● **Supplied material**:

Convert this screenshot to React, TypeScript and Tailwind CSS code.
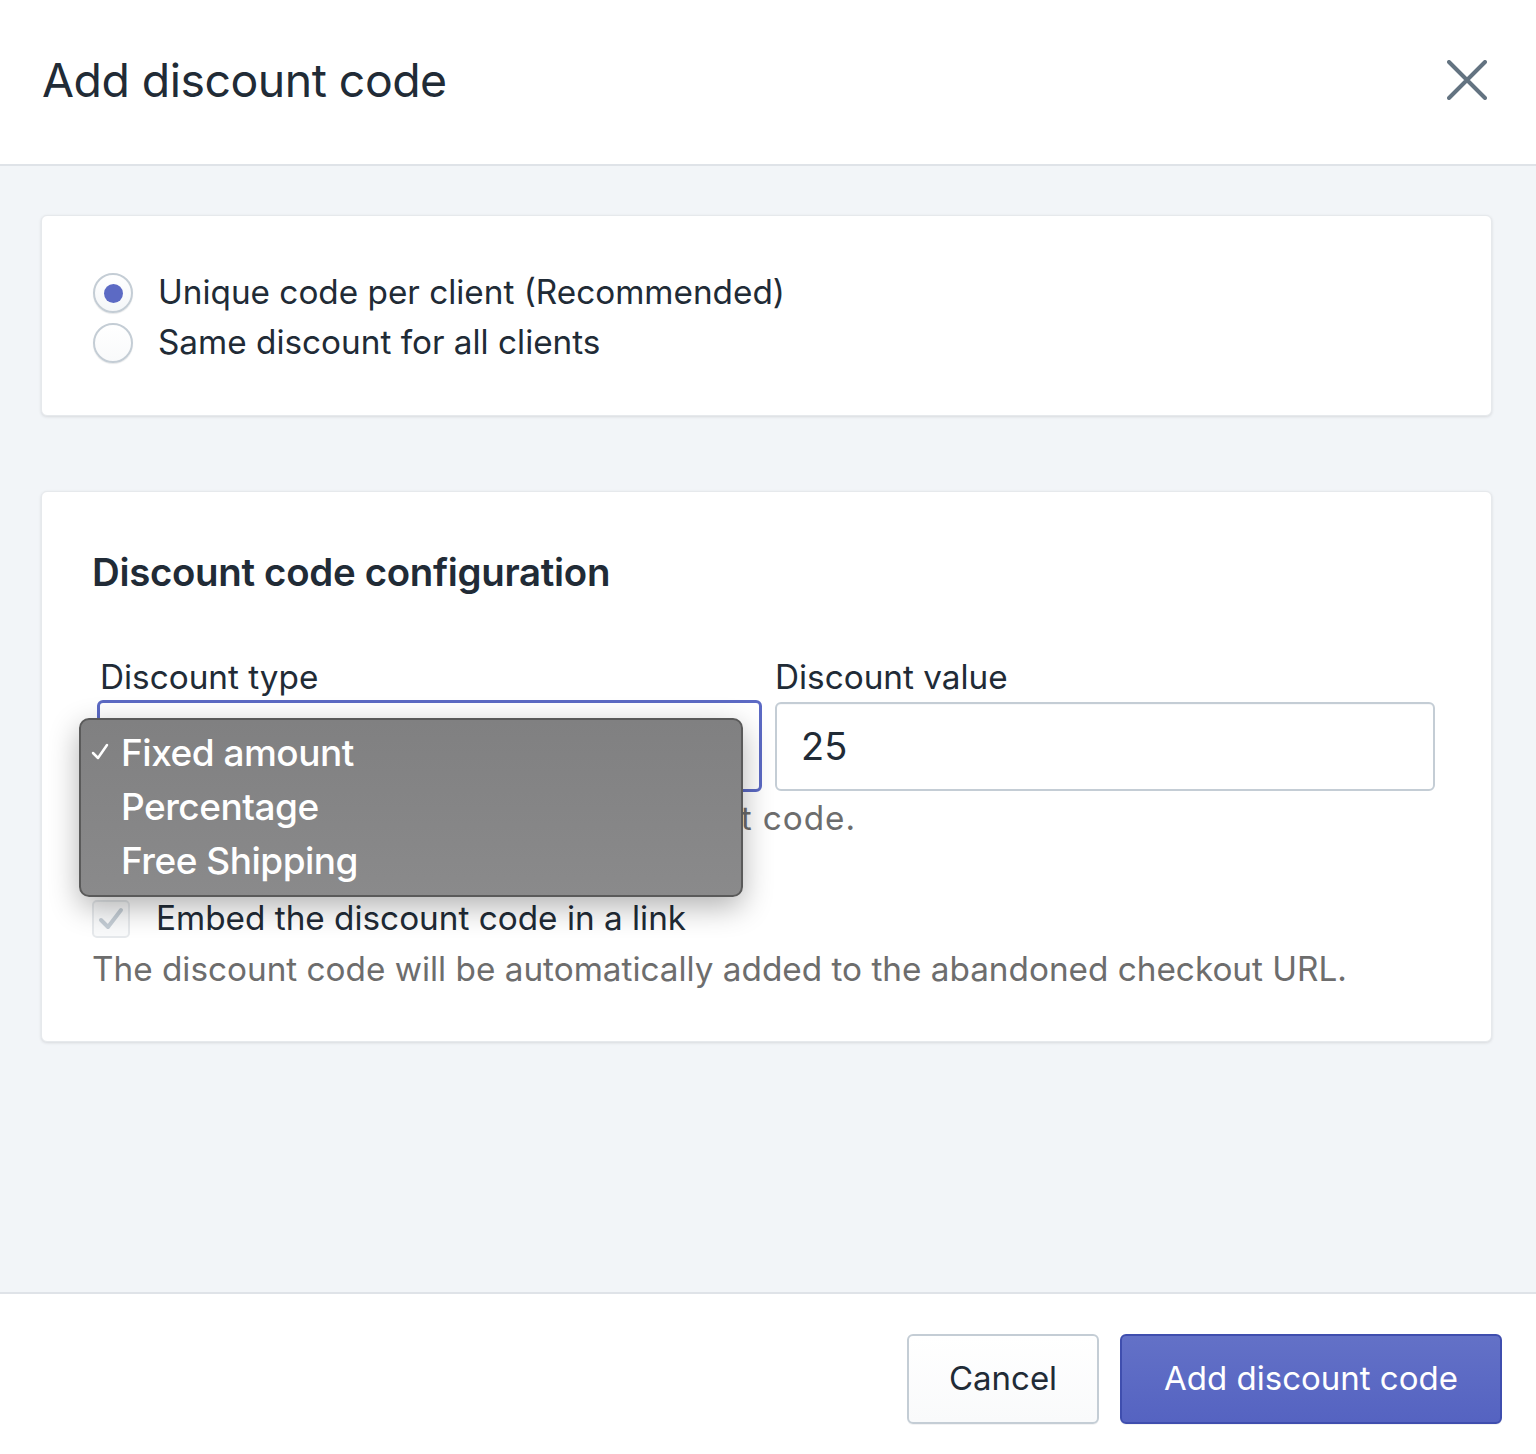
import React from "react";

const font = { fontFamily: "Inter, 'Noto Sans', sans-serif" };

export default function App() {
  return (
    <div className="w-[1536px] h-[1454px] flex flex-col bg-white text-[#212b36]" style={font}>
      {/* Header */}
      <div className="h-[166px] shrink-0 flex items-center justify-between pl-[42px] pr-[49px] border-b-2 border-[#dfe3e8] pb-[4px]">
        <h1 className="text-[46.4px] leading-none font-normal tracking-[-0.5px]">Add discount code</h1>
        <svg width="40" height="40" viewBox="0 0 40 40">
          <path d="M2 2 L38 38 M38 2 L2 38" stroke="#637381" strokeWidth="4" strokeLinecap="round" />
        </svg>
      </div>

      {/* Body */}
      <div className="flex-1 bg-[#f2f5f8] pt-[49px] pl-[41px] pr-[44px] flex flex-col gap-[75px]">
        {/* Card 1 */}
        <div className="h-[201px] bg-white rounded-[6px] border border-[#e6e9ec] shadow-[0_1px_3px_rgba(63,63,68,0.15)] pl-[51px] pt-[57px] flex flex-col gap-[10px]">
          <label className="flex items-center gap-[25px] h-[40px]">
            <span className="w-[40px] h-[40px] rounded-full border-2 border-[#c4cdd5] bg-gradient-to-b from-white to-[#f4f6f8] shadow-[0_1px_1px_rgba(22,29,37,0.1)] flex items-center justify-center">
              <span className="w-[19px] h-[19px] rounded-full bg-[#5c6ac4]" />
            </span>
            <span className="text-[33.3px] leading-none">Unique code per client (Recommended)</span>
          </label>
          <label className="flex items-center gap-[25px] h-[40px]">
            <span className="w-[40px] h-[40px] rounded-full border-2 border-[#c4cdd5] bg-gradient-to-b from-white to-[#f9fafb] shadow-[0_1px_1px_rgba(22,29,37,0.1)]" />
            <span className="text-[33.3px] leading-none">Same discount for all clients</span>
          </label>
        </div>

        {/* Card 2 */}
        <div className="h-[551px] bg-white rounded-[6px] border border-[#e6e9ec] shadow-[0_1px_3px_rgba(63,63,68,0.15)] pl-[50px] pr-[56px] pt-[61px]">
          <h2 className="text-[38.4px] leading-none font-semibold tracking-[-0.3px]">Discount code configuration</h2>

          <div className="mt-[70px] flex gap-[13px]">
            <div className="w-[665px] ml-[5px] flex flex-col">
              <div className="pl-[3px] text-[33.3px] leading-none h-[39px]">Discount type</div>
              <div className="relative">
                <div className="h-[92px] rounded-[6px] border-[3px] border-[#5c6ac4] bg-white" />
                {/* Dropdown menu */}
                <div className="absolute left-[-18px] top-[18px] w-[664px] h-[179px] rounded-[10px] border-2 border-[#5a5a5a] bg-gradient-to-b from-[#808081] to-[#8a8a8b] shadow-[0_10px_30px_rgba(0,0,0,0.3)] z-10 pt-[5px] flex flex-col">
                  {[
                    { t: "Fixed amount", c: true },
                    { t: "Percentage", c: false },
                    { t: "Free Shipping", c: false },
                  ].map((it) => (
                    <div key={it.t} className="h-[54px] flex items-center text-white">
                      <span className="w-[40px] flex justify-end pr-[12px]">
                        {it.c ? (
                          <svg width="18" height="18" viewBox="0 0 18 18">
                            <path d="M2 10 L7 15 L16 2" stroke="white" strokeWidth="2.5" fill="none" strokeLinecap="round" strokeLinejoin="round" />
                          </svg>
                        ) : null}
                      </span>
                      <span className="text-[37px] leading-none font-medium tracking-[-0.5px]">{it.t}</span>
                    </div>
                  ))}
                </div>
              </div>
              <div className="mt-[10px] pl-[3px] text-[33.3px] leading-none text-[#6d6d6d] whitespace-nowrap tracking-[0.95px]">
                The discount applied with this discount code.
              </div>
            </div>
            <div className="flex-1 flex flex-col">
              <div className="text-[33.3px] leading-none h-[41px]">Discount value</div>
              <div className="h-[89px] rounded-[6px] border-2 border-[#c4cdd5] bg-white flex items-center pl-[24px] text-[38px] text-[#212b36] shadow-[inset_0_1px_0_rgba(99,115,129,0.05)]">
                25
              </div>
            </div>
          </div>

          <div className="mt-[63px] flex items-center gap-[26px] h-[40px]">
            <span className="w-[38px] h-[38px] rounded-[5px] border-2 border-[#e6e9ec] bg-[#f9fafb] flex items-center justify-center">
              <svg width="28" height="28" viewBox="0 0 28 28">
                <path d="M4 15 L11 22 L24 5" stroke="#c4cdd5" strokeWidth="4" fill="none" strokeLinecap="round" strokeLinejoin="round" />
              </svg>
            </span>
            <span className="text-[33.3px] leading-none">Embed the discount code in a link</span>
          </div>
          <div className="mt-[14px] text-[33.3px] leading-none text-[#6d6d6d]">
            The discount code will be automatically added to the abandoned checkout URL.
          </div>
        </div>
      </div>

      {/* Footer */}
      <div className="h-[162px] shrink-0 border-t-2 border-[#dfe3e8] bg-white flex items-center justify-end gap-[21px] pr-[34px] pt-[10px]">
        <button className="w-[192px] h-[90px] rounded-[6px] border-2 border-[#c4cdd5] bg-gradient-to-b from-white to-[#f9fafb] shadow-[0_1px_0_rgba(22,29,37,0.05)] text-[33px] text-[#212b36]">
          Cancel
        </button>
        <button className="w-[382px] h-[90px] rounded-[6px] border-2 border-[#3f4eae] bg-gradient-to-b from-[#6371c7] to-[#5563c1] shadow-[0_1px_0_rgba(22,29,37,0.05)] text-[33px] text-white">
          Add discount code
        </button>
      </div>
    </div>
  );
}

● **What is required**: From the material above, copy everything exactly but the pictures.

● **Right answer**:
Convert this screenshot to React, TypeScript and Tailwind CSS code.
import React from "react";

const font = { fontFamily: "Inter, 'Noto Sans', sans-serif" };

export default function App() {
  return (
    <div className="w-[1536px] h-[1454px] flex flex-col bg-white text-[#212b36]" style={font}>
      {/* Header */}
      <div className="h-[166px] shrink-0 flex items-center justify-between pl-[42px] pr-[49px] border-b-2 border-[#dfe3e8] pb-[4px]">
        <h1 className="text-[46.4px] leading-none font-normal tracking-[-0.5px]">Add discount code</h1>
        <svg width="40" height="40" viewBox="0 0 40 40">
          <path d="M2 2 L38 38 M38 2 L2 38" stroke="#637381" strokeWidth="4" strokeLinecap="round" />
        </svg>
      </div>

      {/* Body */}
      <div className="flex-1 bg-[#f2f5f8] pt-[49px] pl-[41px] pr-[44px] flex flex-col gap-[75px]">
        {/* Card 1 */}
        <div className="h-[201px] bg-white rounded-[6px] border border-[#e6e9ec] shadow-[0_1px_3px_rgba(63,63,68,0.15)] pl-[51px] pt-[57px] flex flex-col gap-[10px]">
          <label className="flex items-center gap-[25px] h-[40px]">
            <span className="w-[40px] h-[40px] rounded-full border-2 border-[#c4cdd5] bg-gradient-to-b from-white to-[#f4f6f8] shadow-[0_1px_1px_rgba(22,29,37,0.1)] flex items-center justify-center">
              <span className="w-[19px] h-[19px] rounded-full bg-[#5c6ac4]" />
            </span>
            <span className="text-[33.3px] leading-none">Unique code per client (Recommended)</span>
          </label>
          <label className="flex items-center gap-[25px] h-[40px]">
            <span className="w-[40px] h-[40px] rounded-full border-2 border-[#c4cdd5] bg-gradient-to-b from-white to-[#f9fafb] shadow-[0_1px_1px_rgba(22,29,37,0.1)]" />
            <span className="text-[33.3px] leading-none">Same discount for all clients</span>
          </label>
        </div>

        {/* Card 2 */}
        <div className="h-[551px] bg-white rounded-[6px] border border-[#e6e9ec] shadow-[0_1px_3px_rgba(63,63,68,0.15)] pl-[50px] pr-[56px] pt-[61px]">
          <h2 className="text-[38.4px] leading-none font-semibold tracking-[-0.3px]">Discount code configuration</h2>

          <div className="mt-[70px] flex gap-[13px]">
            <div className="w-[665px] ml-[5px] flex flex-col">
              <div className="pl-[3px] text-[33.3px] leading-none h-[39px]">Discount type</div>
              <div className="relative">
                <div className="h-[92px] rounded-[6px] border-[3px] border-[#5c6ac4] bg-white" />
                {/* Dropdown menu */}
                <div className="absolute left-[-18px] top-[18px] w-[664px] h-[179px] rounded-[10px] border-2 border-[#5a5a5a] bg-gradient-to-b from-[#808081] to-[#8a8a8b] shadow-[0_10px_30px_rgba(0,0,0,0.3)] z-10 pt-[5px] flex flex-col">
                  {[
                    { t: "Fixed amount", c: true },
                    { t: "Percentage", c: false },
                    { t: "Free Shipping", c: false },
                  ].map((it) => (
                    <div key={it.t} className="h-[54px] flex items-center text-white">
                      <span className="w-[40px] flex justify-end pr-[12px]">
                        {it.c ? (
                          <svg width="18" height="18" viewBox="0 0 18 18">
                            <path d="M2 10 L7 15 L16 2" stroke="white" strokeWidth="2.5" fill="none" strokeLinecap="round" strokeLinejoin="round" />
                          </svg>
                        ) : null}
                      </span>
                      <span className="text-[37px] leading-none font-medium tracking-[-0.5px]">{it.t}</span>
                    </div>
                  ))}
                </div>
              </div>
              <div className="mt-[10px] pl-[3px] text-[33.3px] leading-none text-[#6d6d6d] whitespace-nowrap tracking-[0.95px]">
                The discount applied with this discount code.
              </div>
            </div>
            <div className="flex-1 flex flex-col">
              <div className="text-[33.3px] leading-none h-[41px]">Discount value</div>
              <div className="h-[89px] rounded-[6px] border-2 border-[#c4cdd5] bg-white flex items-center pl-[24px] text-[38px] text-[#212b36] shadow-[inset_0_1px_0_rgba(99,115,129,0.05)]">
                25
              </div>
            </div>
          </div>

          <div className="mt-[63px] flex items-center gap-[26px] h-[40px]">
            <span className="w-[38px] h-[38px] rounded-[5px] border-2 border-[#e6e9ec] bg-[#f9fafb] flex items-center justify-center">
              <svg width="28" height="28" viewBox="0 0 28 28">
                <path d="M4 15 L11 22 L24 5" stroke="#c4cdd5" strokeWidth="4" fill="none" strokeLinecap="round" strokeLinejoin="round" />
              </svg>
            </span>
            <span className="text-[33.3px] leading-none">Embed the discount code in a link</span>
          </div>
          <div className="mt-[14px] text-[33.3px] leading-none text-[#6d6d6d]">
            The discount code will be automatically added to the abandoned checkout URL.
          </div>
        </div>
      </div>

      {/* Footer */}
      <div className="h-[162px] shrink-0 border-t-2 border-[#dfe3e8] bg-white flex items-center justify-end gap-[21px] pr-[34px] pt-[10px]">
        <button className="w-[192px] h-[90px] rounded-[6px] border-2 border-[#c4cdd5] bg-gradient-to-b from-white to-[#f9fafb] shadow-[0_1px_0_rgba(22,29,37,0.05)] text-[33px] text-[#212b36]">
          Cancel
        </button>
        <button className="w-[382px] h-[90px] rounded-[6px] border-2 border-[#3f4eae] bg-gradient-to-b from-[#6371c7] to-[#5563c1] shadow-[0_1px_0_rgba(22,29,37,0.05)] text-[33px] text-white">
          Add discount code
        </button>
      </div>
    </div>
  );
}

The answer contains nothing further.